I think right now, I suspect that the real rate piece is more important.
The inflationary part is being driven a lot by what's happening with energy prices and the pass-through from energy prices into also core inflation.
So I think that's the more of the higher inflation, higher rate path story is coming from other forces on inflation as opposed to what's coming from
AI itself.
And then you have the real rate path, which is going up also because of the general risk environment that we're in, but also because of what's coming from this increase in capital demand coming from the AI sector.
So, I mean, what matters crucially is what we believe are the main drivers of our star at this moment.
Is it coming because of higher productivity growth, which is then
leading to higher investment and therefore demand for capital.

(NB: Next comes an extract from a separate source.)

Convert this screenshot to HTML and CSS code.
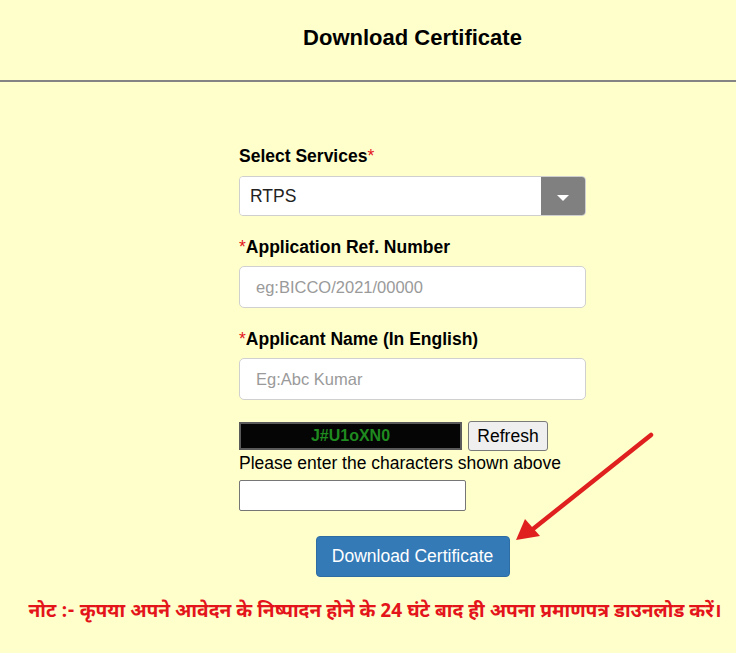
FILE: index.html
```html
<!DOCTYPE html>
<html lang="en">
<head>
<meta charset="utf-8">
<title>Download Certificate</title>
<link rel="stylesheet" href="styles.css">
</head>
<body>
<header class="page-header">
  <div class="offset">
    <h2 class="title">Download Certificate</h2>
  </div>
</header>
<main class="offset">
  <form class="cert-form">
    <div class="group">
      <label class="lbl">Select Services<span class="req">*</span></label>
      <div class="select-wrap">
        <select class="select">
          <option>RTPS</option>
        </select>
        <span class="caret-box"><span class="caret"></span></span>
      </div>
    </div>
    <div class="group">
      <label class="lbl"><span class="req">*</span>Application Ref. Number</label>
      <input class="input" type="text" placeholder="eg:BICCO/2021/00000">
    </div>
    <div class="group">
      <label class="lbl"><span class="req">*</span>Applicant Name (In English)</label>
      <input class="input" type="text" placeholder="Eg:Abc Kumar">
    </div>
    <div class="captcha-row">
      <div class="captcha">J#U1oXN0</div>
      <button type="button" class="refresh">Refresh</button>
    </div>
    <div class="hint">Please enter the characters shown above</div>
    <input class="captcha-input" type="text">
    <div class="actions">
      <button type="button" class="btn-primary">Download Certificate</button>
    </div>
  </form>
</main>
<p class="note">नोट :- कृपया अपने आवेदन के निष्पादन होने के 24 घंटे बाद ही अपना प्रमाणपत्र डाउनलोड करें।</p>
<svg class="arrow" width="160" height="130" viewBox="0 0 160 130" aria-hidden="true">
  <line x1="146" y1="10" x2="28" y2="104" stroke="#e0201f" stroke-width="4.5" stroke-linecap="round"/>
  <polygon points="11,115 20,94 35,111" fill="#e0201f"/>
</svg>
</body>
</html>
```
FILE: styles.css
```css
html, body {
  margin: 0;
  padding: 0;
}
body {
  background: #ffffcc;
  font-family: "Liberation Sans", Arial, sans-serif;
  color: #000;
  position: relative;
  min-height: 653px;
}
.offset {
  padding-left: 89px;
}
.page-header {
  padding: 25px 0 29px;
  border-bottom: 2px solid #848484;
}
.title {
  margin: 0;
  text-align: center;
  font-size: 22px;
  line-height: 26px;
  font-weight: bold;
}
.cert-form {
  width: 347px;
  margin: 64px auto 0;
}
.group {
  margin-bottom: 21px;
}
.lbl {
  display: block;
  font-size: 17.5px;
  line-height: 20px;
  font-weight: bold;
  margin-bottom: 9px;
}
.group:first-child .lbl {
  margin-bottom: 10px;
}
.req {
  color: #e4141b;
  font-weight: normal;
}
.select-wrap {
  display: flex;
  height: 40px;
  box-sizing: border-box;
  border: 1px solid #cfcfcf;
  border-radius: 4px;
  background: #fff;
  overflow: hidden;
}
.select {
  flex: 1;
  appearance: none;
  -webkit-appearance: none;
  border: 0;
  background: #fff;
  font-family: inherit;
  font-size: 17.5px;
  color: #222;
  padding: 0 10px;
  outline: none;
}
.caret-box {
  width: 44px;
  background: #808080;
  display: flex;
  align-items: center;
  justify-content: center;
}
.caret {
  width: 0;
  height: 0;
  border-left: 6px solid transparent;
  border-right: 6px solid transparent;
  border-top: 6px solid #fff;
  margin-top: 3px;
}
.input {
  display: block;
  width: 100%;
  height: 42px;
  box-sizing: border-box;
  border: 1px solid #d0d0d0;
  border-radius: 5px;
  background: #fff;
  padding: 0 16px;
  font-family: inherit;
  font-size: 16.5px;
  color: #333;
}
.input::placeholder {
  color: #9a9a9a;
}
.captcha-row {
  display: flex;
  align-items: center;
  height: 30px;
}
.captcha {
  width: 223px;
  height: 28px;
  box-sizing: border-box;
  background: #050505;
  border: 2px solid #5a5a5a;
  color: #1f8a1f;
  font-weight: bold;
  font-size: 16px;
  line-height: 24px;
  text-align: center;
}
.refresh {
  margin-left: 6px;
  width: 80px;
  height: 30px;
  box-sizing: border-box;
  background: #efefef;
  border: 1px solid #7a7a7a;
  border-radius: 3px;
  font-family: inherit;
  font-size: 17.5px;
  color: #000;
  padding: 0;
}
.hint {
  font-size: 17.5px;
  line-height: 20px;
  margin-top: 2px;
}
.captcha-input {
  display: block;
  margin-top: 7px;
  width: 227px;
  height: 31px;
  box-sizing: border-box;
  border: 1px solid #767676;
  border-radius: 2px;
  background: #fff;
}
.actions {
  display: flex;
  justify-content: center;
  margin-top: 25px;
}
.btn-primary {
  width: 194px;
  height: 41px;
  box-sizing: border-box;
  background: #337ab7;
  border: 1px solid #2e6da4;
  border-radius: 4px;
  color: #fff;
  font-family: inherit;
  font-size: 17.5px;
  padding: 0;
}
.note {
  margin: 23px 0 0;
  padding-left: 14px;
  text-align: center;
  color: #e4141b;
  font-weight: bold;
  font-size: 19.2px;
  line-height: 26px;
  font-family: "Noto Sans Devanagari", "Lohit Devanagari", "Liberation Sans", sans-serif;
}
.arrow {
  position: absolute;
  left: 505px;
  top: 425px;
}
```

All of that is good as a kind of good kind of increase in our star because that's an economy that is projected to grow at a faster rate.
And that helps.
That helps on many fronts, including in terms of bringing debt to GDP down.
The other reason our star is going up is because of the increase in fiscal deficits.
and just general high levels of government borrowing in the US, that is less appealing because that tends to be not necessarily growth enhancing, that the money that's being raised is not for productive, necessarily productive infrastructure investment that's gonna generate enough growth.